It may also be beneficial to reflect a noise signal into a direction more axial than the direction of the incident signal. For example if a noise signal strikes the liner close to the open end of the duct (i.e. near the intake plane of an inlet duct or near the exhaust plane of an exhaust duct) the axial distance between the point of incidence and the open end of the duct may be too small to intercept a reflected signal, even one reflected at a steep angle. Therefore, it may be more beneficial to reflect that signal in a more axial direction. This is because noise that propagates axially from an aircraft engine spreads out over a larger area before reaching the ground than does noise that propagates nonaxially from the engine. The resulting wider distribution of the noise reduces its amplitude, making it less disturbing to observers on the ground.

One known way to regulate the angle of reflection is to employ an active backwall. An active backwall includes vibratory elements such as piezoelectric flat panel actuators. A control system responds to acoustic sensors deployed on the liner by signaling the actuators to vibrate at an amplitude and a phase angle (relative to an incident noise signal) that causes the impedance of the liner to vary with time and to do so in a way that optimizes attenuation of an incident noise signal. However such liners are not completely satisfactory because their capability is limited by the power available to drive the actuators. Moreover, the active backwall introduces unwelcome weight, cost and complexity.

In principle, an engine designer can orient the entire liner (i.e the face sheet and the backwall) so that the liner reflects incident noise signals in one or more desired directions. However doing so is almost always impractical because the interior shape of the duct is governed by aerodynamic considerations. Because the liner face sheet defines at least part of the contour of the duct interior wall, orienting the entire liner to regulate the direction of reflected noise will almost always compromise the aerodynamic performance of the duct.

What is needed is a way to redirect reflected noise in a duct without introducing undue weight, cost or complexity and without jeopardizing the aerodynamic performance of the duct.

SUMMARY OF THE INVENTION

It is, therefore, an object of the invention to redirect reflected noise in a duct without introducing undue weight, cost or complexity and without jeopardizing the aerodynamic performance of the duct.

According to one aspect of the invention, a fluid handling duct has a nonuniform acoustic impedance spatially distributed to direct sound waves incident upon the backwall in a prescribed direction relative to the face sheet.

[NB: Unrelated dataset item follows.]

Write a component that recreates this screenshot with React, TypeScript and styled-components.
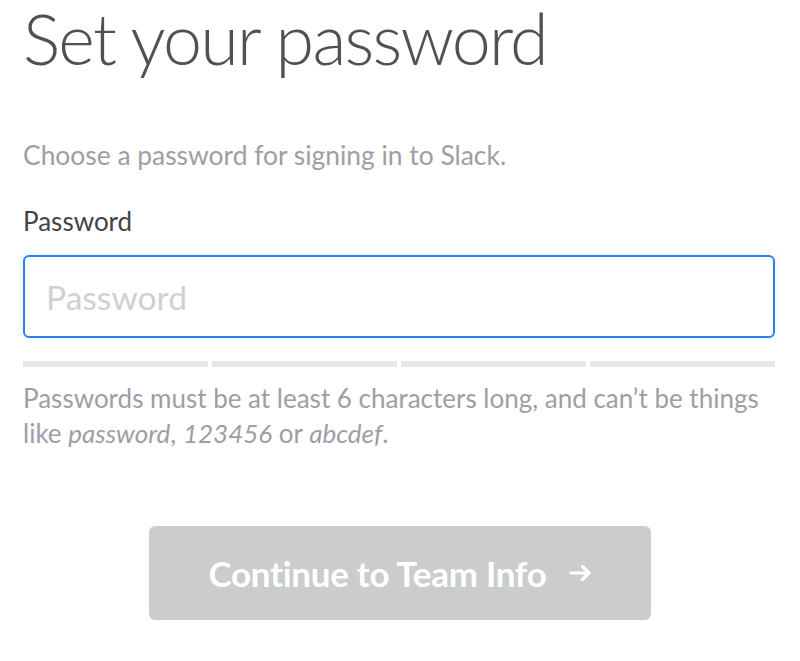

In one detailed embodiment of the invention, the liner includes a face sheet and the nonuniform impedance is attributable to a spatially nonuniform porosity of the face sheet.

The foregoing and other features of the various embodiments of the invention will become more apparent from the following description of the best mode for carrying out the invention and the accompanying drawings.

BRIEF DESCRIPTION OF THE DRAWINGS

FIG. 1 is a schematic view of a gas turbine engine inlet duct including an acoustic liner taken in the direction 1-1 of FIG. 2, i.e. looking parallel to the duct axis.

FIG. 2 is a cross sectional side elevation view in the direction 2-2 of FIG. 1.

FIG. 3 is an enlarged view of the region 3-3 of FIG. 2 showing reflection of an approaching noise signal at an angle of reflection steeper than the angle of incidence.

FIG. 4 is a view taken in the direction 4-4 of FIG. 2 or FIG. 3. showing a portion of the acoustic liner having a nonuniform acoustic impedance attributable to perforations that increase in size with increasing axial distance from a noise source.

FIG. 5 is a view looking in the direction 5-5 of FIG. 1.

FIG. 6 is an enlarged view of the region 6-6 of FIG. 5 showing reflection of an approaching noise signal at an angle of reflection shallower than the angle of incidence .

FIG. 7 is a view taken in the direction 7-7 of FIG. 5 or FIG. 6 showing a portion of the acoustic liner having a nonuniform acoustic impedance attributable to perforations that decrease in size with increasing axial distance from a noise source.

FIG. 8 is a view similar to FIG. 3 illustrating the physical behavior of the inventive acoustic liner.

FIG. 9 is a view similar to FIG. 4 showing a portion of an acoustic liner having a nonuniform acoustic impedance attributable to perforations that change in size in both an axial and a circumferential direction.

FIG. 10 is a view similar to FIG. 3 showing an acoustic liner with a nonuniform acoustic impedance in combination with an oblique backwall.

FIG. 11 is a view similar to FIG. 3 showing an acoustic liner with a nonuniform acoustic impedance in combination with a stepped backwall.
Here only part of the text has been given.